Iron Horse Vineyards

The 2015 Classic Vintage Brut ($45) best signifies the Iron Horse’s house style because it showcases California fruit, according to partner and CEO Joy Sterling. Aged on the yeast for 3½ years, the sparkler has flavors of red apple, mandarin orange and hazelnut.

“It sets off memory bells that say ‘Champagne’ because of its elegance and finesse, and yet the fruit is unmistakably California, Sonoma County, Green Valley and, most specifically, Iron Horse,” she said.

The doors of the Sonoma County winery officially opened in 1979, and founders Barry and Audrey Sterling said they were inspired to craft elegant sparklers to celebrate the joie de vivre they discovered while living in France during the 1960s. The couple even followed the culinary adventures of Julia Child, who at one point lived within walking distance of them.

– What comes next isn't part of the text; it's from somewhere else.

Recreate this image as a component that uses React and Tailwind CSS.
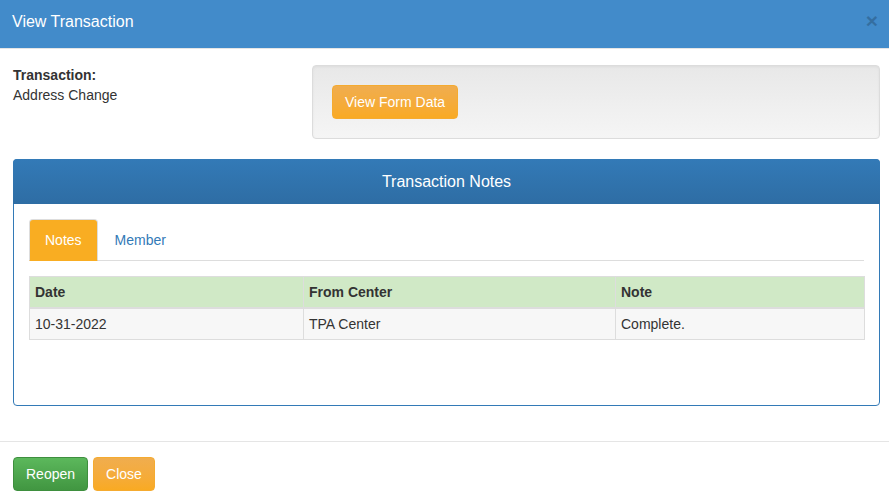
export default function App() {
  return (
    <div className="w-[889px] h-[502px] bg-white text-[14px] leading-[20px] text-[#333] overflow-hidden" style={{ fontFamily: '"Liberation Sans", Arial, sans-serif' }}>
      {/* Header */}
      <div className="h-[49px] bg-[#428bca] border-b border-[#e5e5e5] flex items-start justify-between pl-[12px] pr-[11px] pt-[10px]">
        <h4 className="text-[16px] leading-[22px] text-white mt-[1px]">View Transaction</h4>
        <button className="text-[21px] font-bold leading-[21px] text-black opacity-20">×</button>
      </div>

      {/* Body */}
      <div className="px-[13px] pt-[16px] pr-[9px]">
        <div className="flex">
          <div className="w-[299px]">
            <div className="font-bold">Transaction:</div>
            <div>Address Change</div>
          </div>
          <div className="flex-1 h-[74px] rounded-[4px] border border-[#dcdcdc] bg-gradient-to-b from-[#e8e8e8] to-[#f5f5f5] shadow-[inset_0_1px_3px_rgba(0,0,0,0.05)] p-[19px]">
            <button className="h-[34px] px-[12px] rounded-[4px] border border-[#f5ab30] bg-gradient-to-b from-[#f0ad4e] to-[#f9aa22] text-white text-[14px] leading-[20px]">
              View Form Data
            </button>
          </div>
        </div>

        {/* Panel */}
        <div className="mt-[20px] w-[867px] rounded-[4px] border border-[#337ab7]">
          <div className="h-[45px] -mt-px -mx-px rounded-t-[4px] bg-gradient-to-b from-[#337ab7] to-[#2e6da4] flex items-center justify-center">
            <h3 className="text-[16px] leading-[18px] text-white">Transaction Notes</h3>
          </div>
          <div className="h-[201px] px-[15px] pt-[15px]">
            <div className="flex items-start h-[42px] border-b border-[#ddd]">
              <div className="h-[42px] rounded-t-[4px] border border-[#ddd] border-b-transparent bg-[#f9ad22] text-white px-[15px] py-[10px] leading-[20px]">
                Notes
              </div>
              <div className="ml-[1px] px-[15px] py-[10px] border-x border-t border-transparent text-[#337ab7] leading-[20px]">
                Member
              </div>
            </div>
            <table className="mt-[15px] w-[836px] table-fixed border-collapse border border-[#ddd]">
              <thead>
                <tr className="bg-[#d0e9c6]">
                  <th className="w-[274px] text-left font-bold border border-[#ddd] px-[5px] py-[5px] leading-[20px] border-b-2">Date</th>
                  <th className="w-[312px] text-left font-bold border border-[#ddd] px-[5px] py-[5px] leading-[20px] border-b-2">From Center</th>
                  <th className="text-left font-bold border border-[#ddd] px-[5px] py-[5px] leading-[20px] border-b-2">Note</th>
                </tr>
              </thead>
              <tbody>
                <tr className="bg-[#f7f7f7]">
                  <td className="border border-[#ddd] px-[5px] py-[5px] leading-[20px]">10-31-2022</td>
                  <td className="border border-[#ddd] px-[5px] py-[5px] leading-[20px]">TPA Center</td>
                  <td className="border border-[#ddd] px-[5px] py-[5px] leading-[20px]">Complete.</td>
                </tr>
              </tbody>
            </table>
          </div>
        </div>
      </div>

      {/* Footer */}
      <div className="mt-[35px] border-t border-[#e5e5e5] px-[13px] pt-[15px] flex gap-[5px]">
        <button className="h-[34px] px-[12px] rounded-[4px] border border-[#3e8f3e] bg-gradient-to-b from-[#5cb85c] to-[#419641] text-white leading-[20px]">
          Reopen
        </button>
        <button className="h-[34px] px-[12px] rounded-[4px] border border-[#f5ab30] bg-gradient-to-b from-[#f0ad4e] to-[#f9aa22] text-white leading-[20px]">
          Close
        </button>
      </div>
    </div>
  );
}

As Barry put it, “All through Europe we enjoyed the antiquities, the mere fact that everything went back so far, but Paris was different. It was just a feeling that this was the way to live, a beautiful way to live.”

Sparklers nearby

Northern California’s Wine Country has a charm of its own. A fertile crossroads, it’s where growers and makers, foodies and wine lovers converge, smitten with the North Coast’s first-rate sparklers that rival French Champagne.

To make sure you taste the crème de la crème, check the back of the bottle for this wording: “méthode champenoise,” “traditional method” or “fermented in this bottle.”

Beyond that, choose a taste profile that suits you. Now that you’re acquainted with more than a half-dozen house styles, you might even want to choose several to develop an eclectic palate. This is sound advice, of course, for everyone with the exception of the Francophile, who will always choose a sparkler with a French accent.